╭──

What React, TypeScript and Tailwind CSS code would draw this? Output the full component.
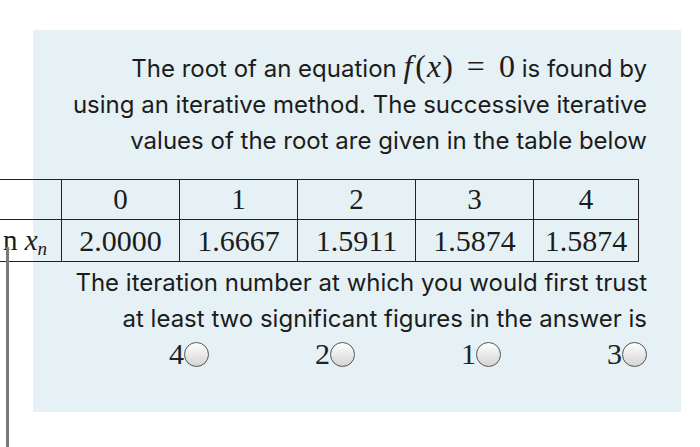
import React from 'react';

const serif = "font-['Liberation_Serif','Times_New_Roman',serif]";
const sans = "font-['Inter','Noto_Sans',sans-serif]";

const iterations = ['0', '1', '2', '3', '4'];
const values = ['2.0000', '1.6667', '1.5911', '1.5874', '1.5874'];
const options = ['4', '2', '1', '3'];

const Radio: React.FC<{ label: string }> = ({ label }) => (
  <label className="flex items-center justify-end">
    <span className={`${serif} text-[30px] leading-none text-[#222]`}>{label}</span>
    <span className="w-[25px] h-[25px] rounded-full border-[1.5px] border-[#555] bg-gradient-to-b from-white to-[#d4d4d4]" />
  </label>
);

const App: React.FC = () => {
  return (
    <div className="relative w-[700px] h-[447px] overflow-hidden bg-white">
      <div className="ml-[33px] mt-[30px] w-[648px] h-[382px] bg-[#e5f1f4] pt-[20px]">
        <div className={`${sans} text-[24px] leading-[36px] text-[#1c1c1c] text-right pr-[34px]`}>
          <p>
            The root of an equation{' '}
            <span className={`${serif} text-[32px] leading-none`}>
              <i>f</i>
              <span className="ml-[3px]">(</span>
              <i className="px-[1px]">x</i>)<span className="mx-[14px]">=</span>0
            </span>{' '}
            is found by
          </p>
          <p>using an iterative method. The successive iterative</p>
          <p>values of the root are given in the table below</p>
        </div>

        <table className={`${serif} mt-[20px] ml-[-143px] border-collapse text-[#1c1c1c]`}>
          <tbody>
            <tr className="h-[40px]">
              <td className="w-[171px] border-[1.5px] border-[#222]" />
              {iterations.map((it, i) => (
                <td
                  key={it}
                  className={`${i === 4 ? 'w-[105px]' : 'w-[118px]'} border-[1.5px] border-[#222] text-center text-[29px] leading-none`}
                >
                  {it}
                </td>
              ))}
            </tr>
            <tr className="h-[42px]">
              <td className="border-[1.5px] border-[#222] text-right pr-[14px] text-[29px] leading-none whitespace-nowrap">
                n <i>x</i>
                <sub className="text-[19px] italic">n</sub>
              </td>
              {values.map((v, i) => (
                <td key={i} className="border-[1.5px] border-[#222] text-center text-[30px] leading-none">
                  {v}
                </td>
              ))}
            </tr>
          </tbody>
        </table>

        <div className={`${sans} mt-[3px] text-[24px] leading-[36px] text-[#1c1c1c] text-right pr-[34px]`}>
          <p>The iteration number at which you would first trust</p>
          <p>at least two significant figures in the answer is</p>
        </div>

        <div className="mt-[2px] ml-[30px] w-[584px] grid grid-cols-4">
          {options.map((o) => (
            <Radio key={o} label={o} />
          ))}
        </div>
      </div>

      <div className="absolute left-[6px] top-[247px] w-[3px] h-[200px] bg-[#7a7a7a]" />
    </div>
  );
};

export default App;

╰──

Objective: Retype the whole listing exactly and leave the pictures out.

Result of the exercise:
What React, TypeScript and Tailwind CSS code would draw this? Output the full component.
import React from 'react';

const serif = "font-['Liberation_Serif','Times_New_Roman',serif]";
const sans = "font-['Inter','Noto_Sans',sans-serif]";

const iterations = ['0', '1', '2', '3', '4'];
const values = ['2.0000', '1.6667', '1.5911', '1.5874', '1.5874'];
const options = ['4', '2', '1', '3'];

const Radio: React.FC<{ label: string }> = ({ label }) => (
  <label className="flex items-center justify-end">
    <span className={`${serif} text-[30px] leading-none text-[#222]`}>{label}</span>
    <span className="w-[25px] h-[25px] rounded-full border-[1.5px] border-[#555] bg-gradient-to-b from-white to-[#d4d4d4]" />
  </label>
);

const App: React.FC = () => {
  return (
    <div className="relative w-[700px] h-[447px] overflow-hidden bg-white">
      <div className="ml-[33px] mt-[30px] w-[648px] h-[382px] bg-[#e5f1f4] pt-[20px]">
        <div className={`${sans} text-[24px] leading-[36px] text-[#1c1c1c] text-right pr-[34px]`}>
          <p>
            The root of an equation{' '}
            <span className={`${serif} text-[32px] leading-none`}>
              <i>f</i>
              <span className="ml-[3px]">(</span>
              <i className="px-[1px]">x</i>)<span className="mx-[14px]">=</span>0
            </span>{' '}
            is found by
          </p>
          <p>using an iterative method. The successive iterative</p>
          <p>values of the root are given in the table below</p>
        </div>

        <table className={`${serif} mt-[20px] ml-[-143px] border-collapse text-[#1c1c1c]`}>
          <tbody>
            <tr className="h-[40px]">
              <td className="w-[171px] border-[1.5px] border-[#222]" />
              {iterations.map((it, i) => (
                <td
                  key={it}
                  className={`${i === 4 ? 'w-[105px]' : 'w-[118px]'} border-[1.5px] border-[#222] text-center text-[29px] leading-none`}
                >
                  {it}
                </td>
              ))}
            </tr>
            <tr className="h-[42px]">
              <td className="border-[1.5px] border-[#222] text-right pr-[14px] text-[29px] leading-none whitespace-nowrap">
                n <i>x</i>
                <sub className="text-[19px] italic">n</sub>
              </td>
              {values.map((v, i) => (
                <td key={i} className="border-[1.5px] border-[#222] text-center text-[30px] leading-none">
                  {v}
                </td>
              ))}
            </tr>
          </tbody>
        </table>

        <div className={`${sans} mt-[3px] text-[24px] leading-[36px] text-[#1c1c1c] text-right pr-[34px]`}>
          <p>The iteration number at which you would first trust</p>
          <p>at least two significant figures in the answer is</p>
        </div>

        <div className="mt-[2px] ml-[30px] w-[584px] grid grid-cols-4">
          {options.map((o) => (
            <Radio key={o} label={o} />
          ))}
        </div>
      </div>

      <div className="absolute left-[6px] top-[247px] w-[3px] h-[200px] bg-[#7a7a7a]" />
    </div>
  );
};

export default App;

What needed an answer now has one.